An Overview of Anomaly Detection Methods and Their Applications
This article introduces the concept of anomaly detection, outlines common application scenarios such as ELT pipelines, feature engineering, A/B testing, and fraud detection, and reviews various detection methods—including statistical models, machine learning, rule‑based logic, and density‑based techniques—while discussing practical implementation considerations.

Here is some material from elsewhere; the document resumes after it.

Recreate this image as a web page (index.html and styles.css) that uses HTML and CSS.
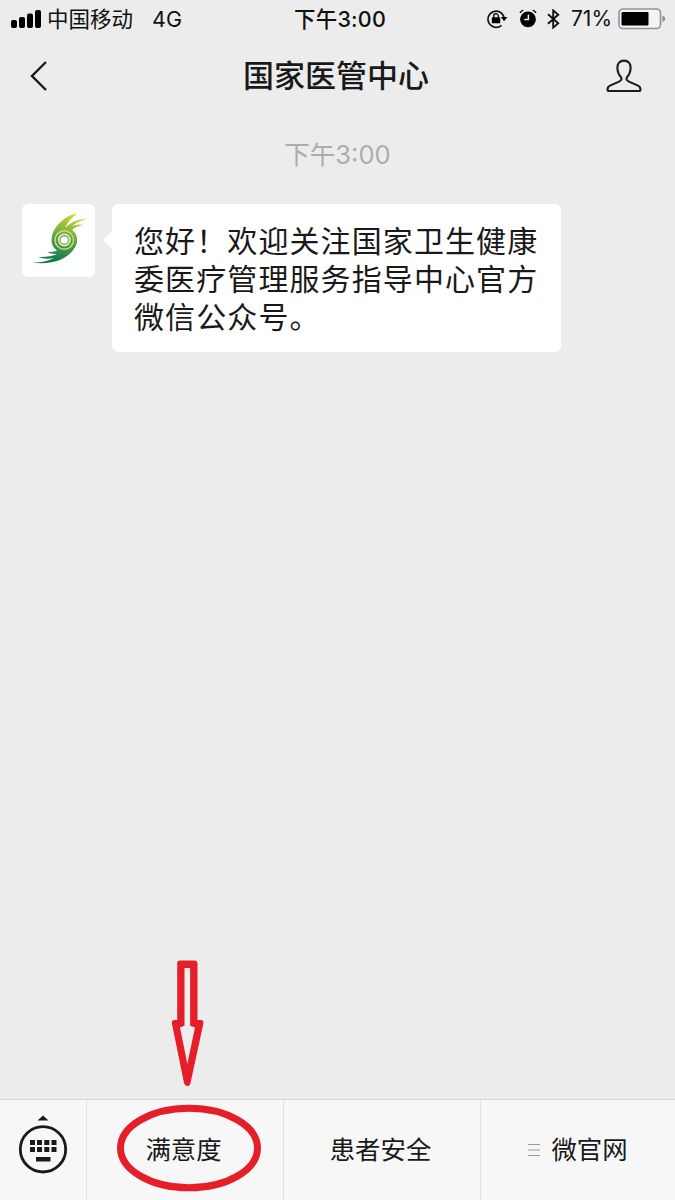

In data production and analytics, detecting abnormal observations—often called outliers, extreme values, or isolated points—is essential for maintaining product and data quality, as they may indicate deviations that need correction.
Application Scenarios
Typical use cases include:
ELT pipeline data anomalies (e.g., unusually high page views or order counts per user).
Feature engineering where binning isolates extreme values to improve model robustness.
A/B testing where extreme values can skew average metrics such as per‑user orders or page views.
Time‑series monitoring of trends and cycles.
Fraud detection in financial contexts.
Other domain‑specific anomaly monitoring.
Detection Methods
1. Probabilistic and statistical models : Verify distributional assumptions and parameter settings to infer sample properties.
2. Machine‑learning approaches : Supervised, unsupervised, or semi‑supervised methods such as clustering, classification, and regression; suitable when labeled anomalies are available.
3. Business rules and logical conditions : Leverage domain expertise to craft simple heuristics for lightweight tasks.
4. Decision rules :
Interval rule – flag observations outside a predefined range.
Binary rule – use labeled data (1 for anomaly, 0 for normal) and predict anomaly probability.
Practical Applications
1. The 3‑Sigma Rule
Based on the normal distribution, observations beyond μ±3σ (≈0.3% of data) are treated as outliers and removed to protect model robustness.
2. Box‑Cox Transformation
When data are skewed, a Box‑Cox transform with an optimal λ (e.g., λ≈3.69) can approximate normality, after which normal‑based methods become applicable.
3. Power‑law vs. Normal Distribution
Many business metrics (e.g., orders, page views) follow a power‑law distribution; log‑transformations linearize such data, but extreme points cannot be discarded as in normal‑distribution analysis.
4. Regression Analysis
Outliers heavily influence linear regression fits; Cook’s distance quantifies each point’s impact, allowing removal of high‑influence observations for a more robust model.
5. Density‑based Methods
In high‑dimensional spaces, density estimators such as LOF (Local Outlier Factor) assess how isolated a point is relative to its neighbors, flagging low‑density points as anomalies.
6. Time‑Series Monitoring
Business metrics (e.g., traffic, orders) are monitored via constant or dynamic thresholds, differencing, or decomposition methods (ARIMA, STL, TBATS). Models often use residuals’ median and robust weighting to flag anomalies.
Conclusion
Anomaly detection and handling are widely applicable across domains; the presented cases illustrate simple yet effective techniques, while acknowledging that large‑scale or high‑dimensional scenarios may require more advanced methods and a combination of statistical, machine‑learning, and rule‑based approaches.